◆ WHAT TO PRODUCE
Copy the material that follows word for word and omit its pictures.

[Rows from a dataset]
◇ ◇ ◇ ◇

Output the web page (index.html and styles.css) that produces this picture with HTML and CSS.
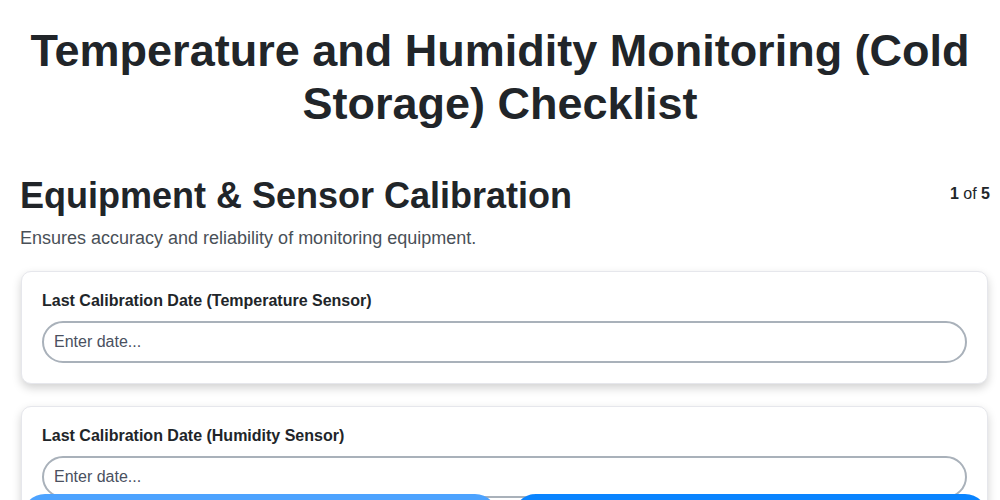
FILE: index.html
```html
<!DOCTYPE html>
<html lang="en">
<head>
<meta charset="utf-8">
<title>Checklist</title>
<link rel="stylesheet" href="styles.css">
</head>
<body>
<main class="page">
  <h1 class="title">Temperature and Humidity Monitoring (Cold Storage) Checklist</h1>
  <section class="section">
    <div class="section-head">
      <h2 class="section-title">Equipment &amp; Sensor Calibration</h2>
      <div class="step"><b>1</b> of <b>5</b></div>
    </div>
    <p class="section-desc">Ensures accuracy and reliability of monitoring equipment.</p>
    <div class="card">
      <label class="label">Last Calibration Date (Temperature Sensor)</label>
      <input class="input" type="text" placeholder="Enter date...">
    </div>
    <div class="card">
      <label class="label">Last Calibration Date (Humidity Sensor)</label>
      <input class="input" type="text" placeholder="Enter date...">
    </div>
    <div class="card">
      <label class="label">Calibration Certificate Number</label>
      <input class="input" type="text" placeholder="Enter text...">
    </div>
  </section>
</main>
<footer class="nav">
  <button class="btn btn-prev">Previous</button>
  <button class="btn btn-next">Next</button>
</footer>
</body>
</html>
```
FILE: styles.css
```css
* { box-sizing: border-box; }
html, body { margin: 0; padding: 0; background: #fff; }
body {
  font-family: "Liberation Sans", Arial, sans-serif;
  color: #212529;
}
.page { padding: 20px 10px 0 10px; }
.title {
  margin: 4px 0 44px;
  text-align: center;
  font-size: 45px;
  line-height: 53px;
  font-weight: 700;
  color: #212529;
}
.section { padding-left: 10px; }
.section-head {
  display: flex;
  justify-content: space-between;
  align-items: center;
}
.section-title {
  margin: 0;
  font-size: 36px;
  line-height: 44px;
  font-weight: 700;
}
.step { font-size: 16px; color: #212529; margin-top: -4px; }
.section-desc {
  margin: 10px 0 22px;
  font-size: 18px;
  color: #495057;
}
.card {
  margin: 0 2px 22px 1px;
  padding: 20px 20px 20px 20px;
  background: #fff;
  border: 1px solid #e6e7ec;
  border-radius: 10px;
  box-shadow: 0 4px 10px rgba(0,0,0,0.18);
}
.label {
  display: block;
  margin-bottom: 11px;
  font-size: 16px;
  font-weight: 700;
  color: #212529;
}
.input {
  display: block;
  width: 100%;
  height: 42px;
  padding: 0 10px;
  border: 2px solid #a9b1ba;
  border-radius: 21px;
  font-family: inherit;
  font-size: 16px;
  color: #495057;
  background: #fff;
}
.input::placeholder { color: #4a5060; }
.nav {
  position: fixed;
  left: 22px;
  right: 12px;
  bottom: -40px;
  display: flex;
  gap: 15px;
}
.btn {
  flex: 1;
  height: 46px;
  border: none;
  border-radius: 23px;
  color: #fff;
  font-family: inherit;
  font-size: 17px;
  font-weight: 700;
}
.btn-prev { background: #4da3ff; }
.btn-next { background: #0a84ff; }
```
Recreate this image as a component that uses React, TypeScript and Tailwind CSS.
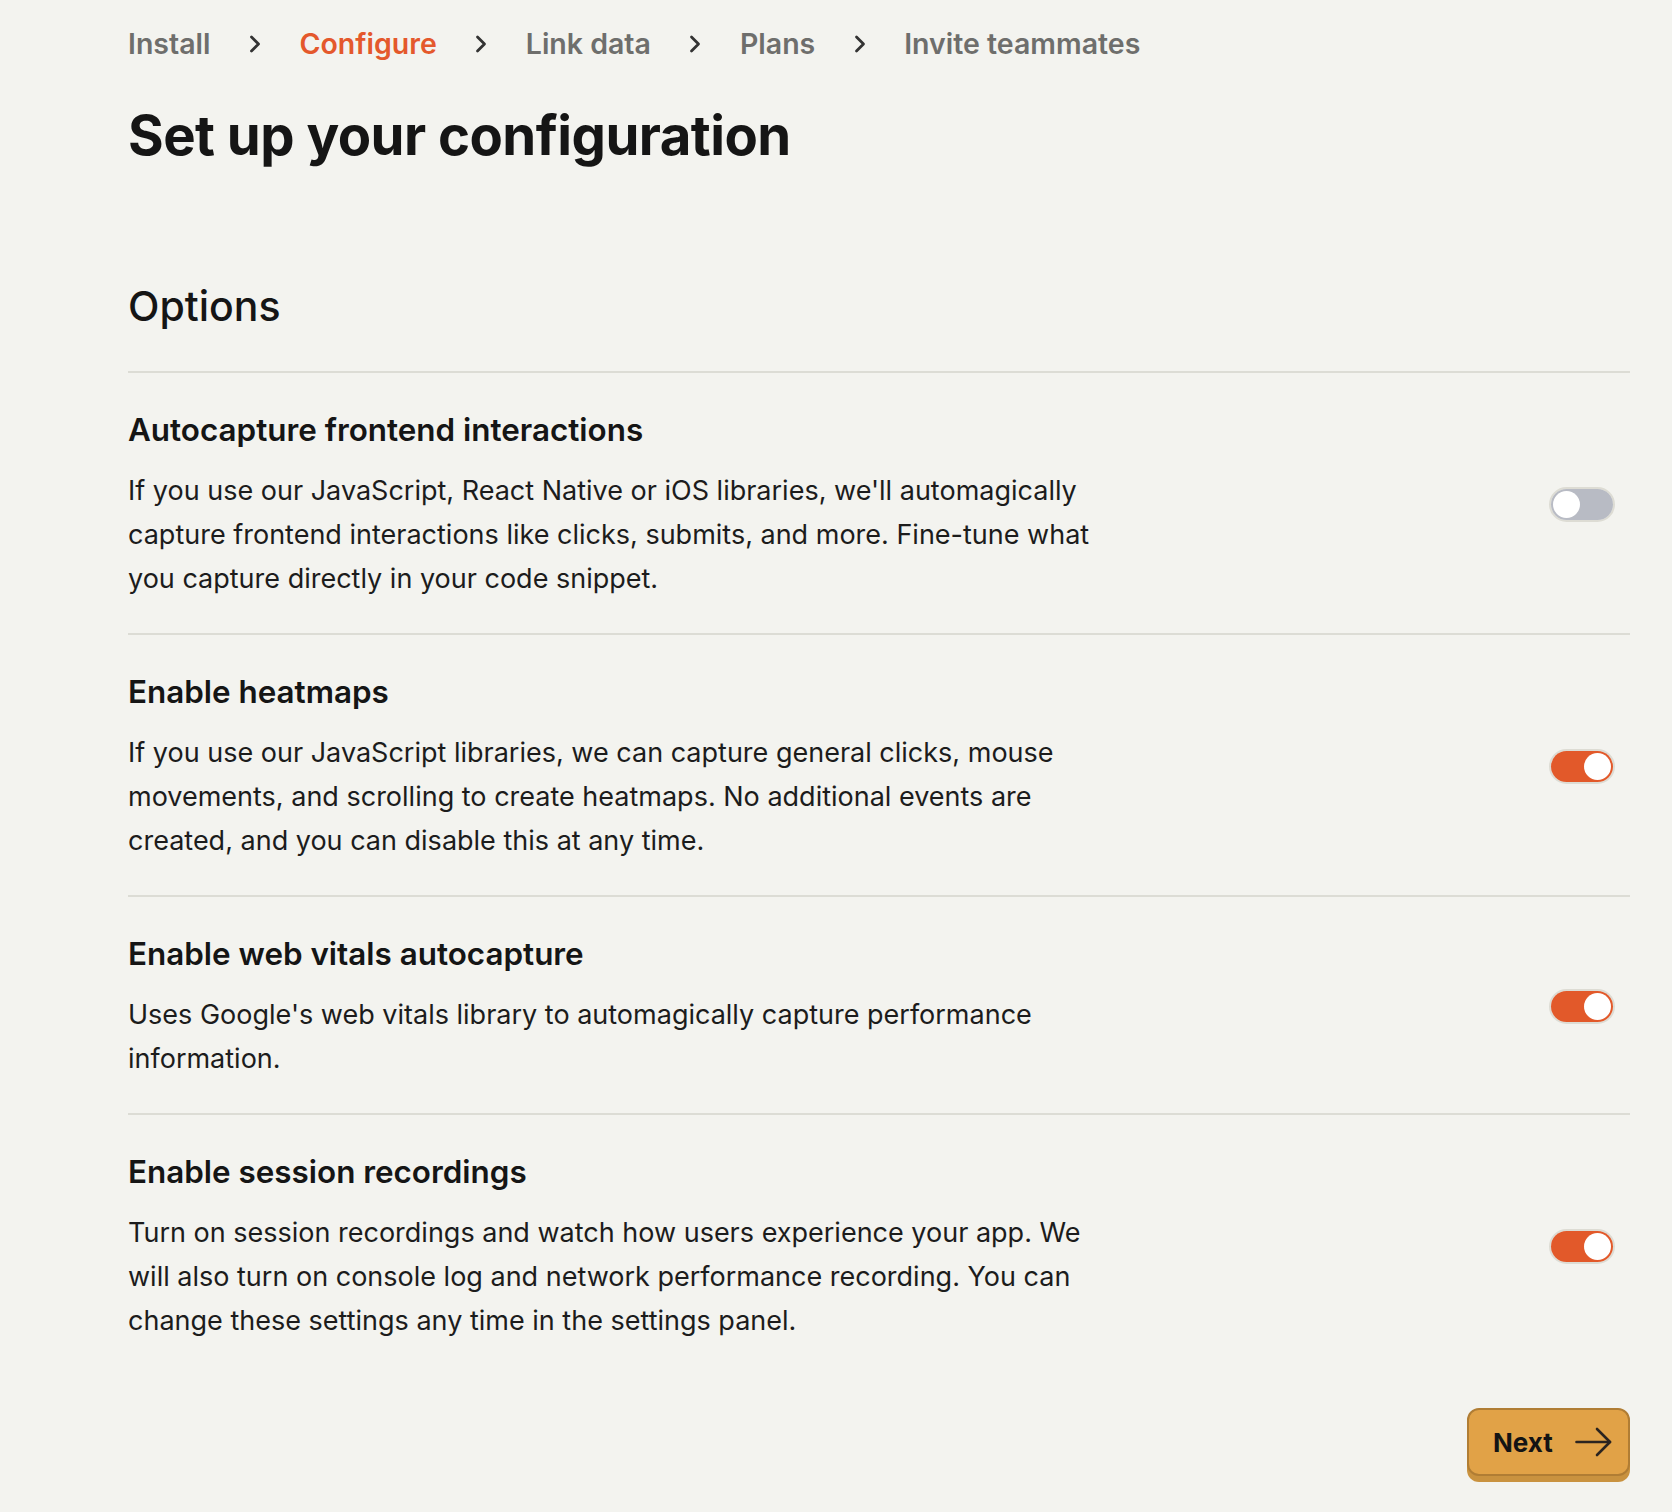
// Onboarding: tela de configuração das opções do produto
import React, { useState } from 'react';
import { ChevronRight } from 'lucide-react';

type Opcao = {
  id: string;
  titulo: string;
  descricao: string;
  ativo: boolean;
};

const passos = ['Install', 'Configure', 'Link data', 'Plans', 'Invite teammates'];

const opcoesIniciais: Opcao[] = [
  {
    id: 'autocapture',
    titulo: 'Autocapture frontend interactions',
    descricao:
      "If you use our JavaScript, React Native or iOS libraries, we'll automagically capture frontend interactions like clicks, submits, and more. Fine-tune what you capture directly in your code snippet.",
    ativo: false,
  },
  {
    id: 'heatmaps',
    titulo: 'Enable heatmaps',
    descricao:
      'If you use our JavaScript libraries, we can capture general clicks, mouse movements, and scrolling to create heatmaps. No additional events are created, and you can disable this at any time.',
    ativo: true,
  },
  {
    id: 'webvitals',
    titulo: 'Enable web vitals autocapture',
    descricao: "Uses Google's web vitals library to automagically capture performance information.",
    ativo: true,
  },
  {
    id: 'recordings',
    titulo: 'Enable session recordings',
    descricao:
      'Turn on session recordings and watch how users experience your app. We will also turn on console log and network performance recording. You can change these settings any time in the settings panel.',
    ativo: true,
  },
];

function Toggle({ ativo, onClick }: { ativo: boolean; onClick: () => void }) {
  return (
    <button
      onClick={onClick}
      className="rounded-full border-2 border-[#dddcd4] p-0"
    >
      <div
        className={`flex items-center w-[62px] h-[31px] rounded-full px-[2px] ${
          ativo ? 'bg-[#e2592a] justify-end' : 'bg-[#b8bbc4] justify-start'
        }`}
      >
        <div className="w-[27px] h-[27px] rounded-full bg-white" />
      </div>
    </button>
  );
}

export default function App() {
  const [opcoes, setOpcoes] = useState(opcoesIniciais);

  const alternar = (id: string) =>
    setOpcoes((lista) => lista.map((o) => (o.id === id ? { ...o, ativo: !o.ativo } : o)));

  return (
    <div
      className="min-h-screen bg-[#f3f3ef] text-[#151515] pl-[128px] pr-[42px] pt-[27px] pb-[31px]"
      style={{ fontFamily: 'Inter, "Noto Sans", sans-serif' }}
    >
      {/* Breadcrumb dos passos */}
      <div className="flex items-center h-[34px] text-[28.5px] font-semibold">
        {passos.map((passo, i) => (
          <React.Fragment key={passo}>
            {i > 0 && (
              <ChevronRight className="mx-[30.5px] text-[#333]" size={28} strokeWidth={2.4} />
            )}
            <span className={passo === 'Configure' ? 'text-[#e4582c]' : 'text-[#6e6e6c]'}>
              {passo}
            </span>
          </React.Fragment>
        ))}
      </div>

      <h1 className="mt-[42px] text-[54.5px] leading-[64px] font-bold tracking-[-0.01em]">
        Set up your configuration
      </h1>

      <h2 className="mt-[115px] text-[41px] leading-[48px] font-medium">Options</h2>

      {/* Lista de opções */}
      <div className="mt-[41px]">
        {opcoes.map((opcao) => (
          <div
            key={opcao.id}
            className="flex items-center justify-between pt-[39px] pb-[32px] border-t-2 border-[#dcdcd5]"
          >
            <div className="w-[988px]">
              <h3 className="text-[31.4px] leading-[36px] font-semibold">{opcao.titulo}</h3>
              <p className="mt-[21px] text-[27px] leading-[44px] text-[#1c1c1c]">{opcao.descricao}</p>
            </div>
            <div className="mr-[15px] mb-[3px]">
              <Toggle ativo={opcao.ativo} onClick={() => alternar(opcao.id)} />
            </div>
          </div>
        ))}
      </div>

      <div className="flex justify-end mt-[33px]">
        <button className="flex items-center gap-[22px] h-[68px] w-[163px] pl-[24px] rounded-[12px] border-2 border-[#b07d34] bg-[#e1a247] shadow-[0_6px_0_#c9923f] text-[26px] font-bold text-[#141414]">
          Next
          <svg width="37" height="30" viewBox="0 0 37 30" fill="none" stroke="#2b2420" strokeWidth="2.6" strokeLinecap="round" strokeLinejoin="round">
            <path d="M1.5 15H35" />
            <path d="M22 2L35 15L22 28" />
          </svg>
        </button>
      </div>
    </div>
  );
}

◇ ◇ ◇ ◇

◆ FINISHED TASK
Output the web page (index.html and styles.css) that produces this picture with HTML and CSS.
FILE: index.html
```html
<!DOCTYPE html>
<html lang="en">
<head>
<meta charset="utf-8">
<title>Checklist</title>
<link rel="stylesheet" href="styles.css">
</head>
<body>
<main class="page">
  <h1 class="title">Temperature and Humidity Monitoring (Cold Storage) Checklist</h1>
  <section class="section">
    <div class="section-head">
      <h2 class="section-title">Equipment &amp; Sensor Calibration</h2>
      <div class="step"><b>1</b> of <b>5</b></div>
    </div>
    <p class="section-desc">Ensures accuracy and reliability of monitoring equipment.</p>
    <div class="card">
      <label class="label">Last Calibration Date (Temperature Sensor)</label>
      <input class="input" type="text" placeholder="Enter date...">
    </div>
    <div class="card">
      <label class="label">Last Calibration Date (Humidity Sensor)</label>
      <input class="input" type="text" placeholder="Enter date...">
    </div>
    <div class="card">
      <label class="label">Calibration Certificate Number</label>
      <input class="input" type="text" placeholder="Enter text...">
    </div>
  </section>
</main>
<footer class="nav">
  <button class="btn btn-prev">Previous</button>
  <button class="btn btn-next">Next</button>
</footer>
</body>
</html>
```
FILE: styles.css
```css
* { box-sizing: border-box; }
html, body { margin: 0; padding: 0; background: #fff; }
body {
  font-family: "Liberation Sans", Arial, sans-serif;
  color: #212529;
}
.page { padding: 20px 10px 0 10px; }
.title {
  margin: 4px 0 44px;
  text-align: center;
  font-size: 45px;
  line-height: 53px;
  font-weight: 700;
  color: #212529;
}
.section { padding-left: 10px; }
.section-head {
  display: flex;
  justify-content: space-between;
  align-items: center;
}
.section-title {
  margin: 0;
  font-size: 36px;
  line-height: 44px;
  font-weight: 700;
}
.step { font-size: 16px; color: #212529; margin-top: -4px; }
.section-desc {
  margin: 10px 0 22px;
  font-size: 18px;
  color: #495057;
}
.card {
  margin: 0 2px 22px 1px;
  padding: 20px 20px 20px 20px;
  background: #fff;
  border: 1px solid #e6e7ec;
  border-radius: 10px;
  box-shadow: 0 4px 10px rgba(0,0,0,0.18);
}
.label {
  display: block;
  margin-bottom: 11px;
  font-size: 16px;
  font-weight: 700;
  color: #212529;
}
.input {
  display: block;
  width: 100%;
  height: 42px;
  padding: 0 10px;
  border: 2px solid #a9b1ba;
  border-radius: 21px;
  font-family: inherit;
  font-size: 16px;
  color: #495057;
  background: #fff;
}
.input::placeholder { color: #4a5060; }
.nav {
  position: fixed;
  left: 22px;
  right: 12px;
  bottom: -40px;
  display: flex;
  gap: 15px;
}
.btn {
  flex: 1;
  height: 46px;
  border: none;
  border-radius: 23px;
  color: #fff;
  font-family: inherit;
  font-size: 17px;
  font-weight: 700;
}
.btn-prev { background: #4da3ff; }
.btn-next { background: #0a84ff; }
```
Recreate this image as a component that uses React, TypeScript and Tailwind CSS.
// Onboarding: tela de configuração das opções do produto
import React, { useState } from 'react';
import { ChevronRight } from 'lucide-react';

type Opcao = {
  id: string;
  titulo: string;
  descricao: string;
  ativo: boolean;
};

const passos = ['Install', 'Configure', 'Link data', 'Plans', 'Invite teammates'];

const opcoesIniciais: Opcao[] = [
  {
    id: 'autocapture',
    titulo: 'Autocapture frontend interactions',
    descricao:
      "If you use our JavaScript, React Native or iOS libraries, we'll automagically capture frontend interactions like clicks, submits, and more. Fine-tune what you capture directly in your code snippet.",
    ativo: false,
  },
  {
    id: 'heatmaps',
    titulo: 'Enable heatmaps',
    descricao:
      'If you use our JavaScript libraries, we can capture general clicks, mouse movements, and scrolling to create heatmaps. No additional events are created, and you can disable this at any time.',
    ativo: true,
  },
  {
    id: 'webvitals',
    titulo: 'Enable web vitals autocapture',
    descricao: "Uses Google's web vitals library to automagically capture performance information.",
    ativo: true,
  },
  {
    id: 'recordings',
    titulo: 'Enable session recordings',
    descricao:
      'Turn on session recordings and watch how users experience your app. We will also turn on console log and network performance recording. You can change these settings any time in the settings panel.',
    ativo: true,
  },
];

function Toggle({ ativo, onClick }: { ativo: boolean; onClick: () => void }) {
  return (
    <button
      onClick={onClick}
      className="rounded-full border-2 border-[#dddcd4] p-0"
    >
      <div
        className={`flex items-center w-[62px] h-[31px] rounded-full px-[2px] ${
          ativo ? 'bg-[#e2592a] justify-end' : 'bg-[#b8bbc4] justify-start'
        }`}
      >
        <div className="w-[27px] h-[27px] rounded-full bg-white" />
      </div>
    </button>
  );
}

export default function App() {
  const [opcoes, setOpcoes] = useState(opcoesIniciais);

  const alternar = (id: string) =>
    setOpcoes((lista) => lista.map((o) => (o.id === id ? { ...o, ativo: !o.ativo } : o)));

  return (
    <div
      className="min-h-screen bg-[#f3f3ef] text-[#151515] pl-[128px] pr-[42px] pt-[27px] pb-[31px]"
      style={{ fontFamily: 'Inter, "Noto Sans", sans-serif' }}
    >
      {/* Breadcrumb dos passos */}
      <div className="flex items-center h-[34px] text-[28.5px] font-semibold">
        {passos.map((passo, i) => (
          <React.Fragment key={passo}>
            {i > 0 && (
              <ChevronRight className="mx-[30.5px] text-[#333]" size={28} strokeWidth={2.4} />
            )}
            <span className={passo === 'Configure' ? 'text-[#e4582c]' : 'text-[#6e6e6c]'}>
              {passo}
            </span>
          </React.Fragment>
        ))}
      </div>

      <h1 className="mt-[42px] text-[54.5px] leading-[64px] font-bold tracking-[-0.01em]">
        Set up your configuration
      </h1>

      <h2 className="mt-[115px] text-[41px] leading-[48px] font-medium">Options</h2>

      {/* Lista de opções */}
      <div className="mt-[41px]">
        {opcoes.map((opcao) => (
          <div
            key={opcao.id}
            className="flex items-center justify-between pt-[39px] pb-[32px] border-t-2 border-[#dcdcd5]"
          >
            <div className="w-[988px]">
              <h3 className="text-[31.4px] leading-[36px] font-semibold">{opcao.titulo}</h3>
              <p className="mt-[21px] text-[27px] leading-[44px] text-[#1c1c1c]">{opcao.descricao}</p>
            </div>
            <div className="mr-[15px] mb-[3px]">
              <Toggle ativo={opcao.ativo} onClick={() => alternar(opcao.id)} />
            </div>
          </div>
        ))}
      </div>

      <div className="flex justify-end mt-[33px]">
        <button className="flex items-center gap-[22px] h-[68px] w-[163px] pl-[24px] rounded-[12px] border-2 border-[#b07d34] bg-[#e1a247] shadow-[0_6px_0_#c9923f] text-[26px] font-bold text-[#141414]">
          Next
          <svg width="37" height="30" viewBox="0 0 37 30" fill="none" stroke="#2b2420" strokeWidth="2.6" strokeLinecap="round" strokeLinejoin="round">
            <path d="M1.5 15H35" />
            <path d="M22 2L35 15L22 28" />
          </svg>
        </button>
      </div>
    </div>
  );
}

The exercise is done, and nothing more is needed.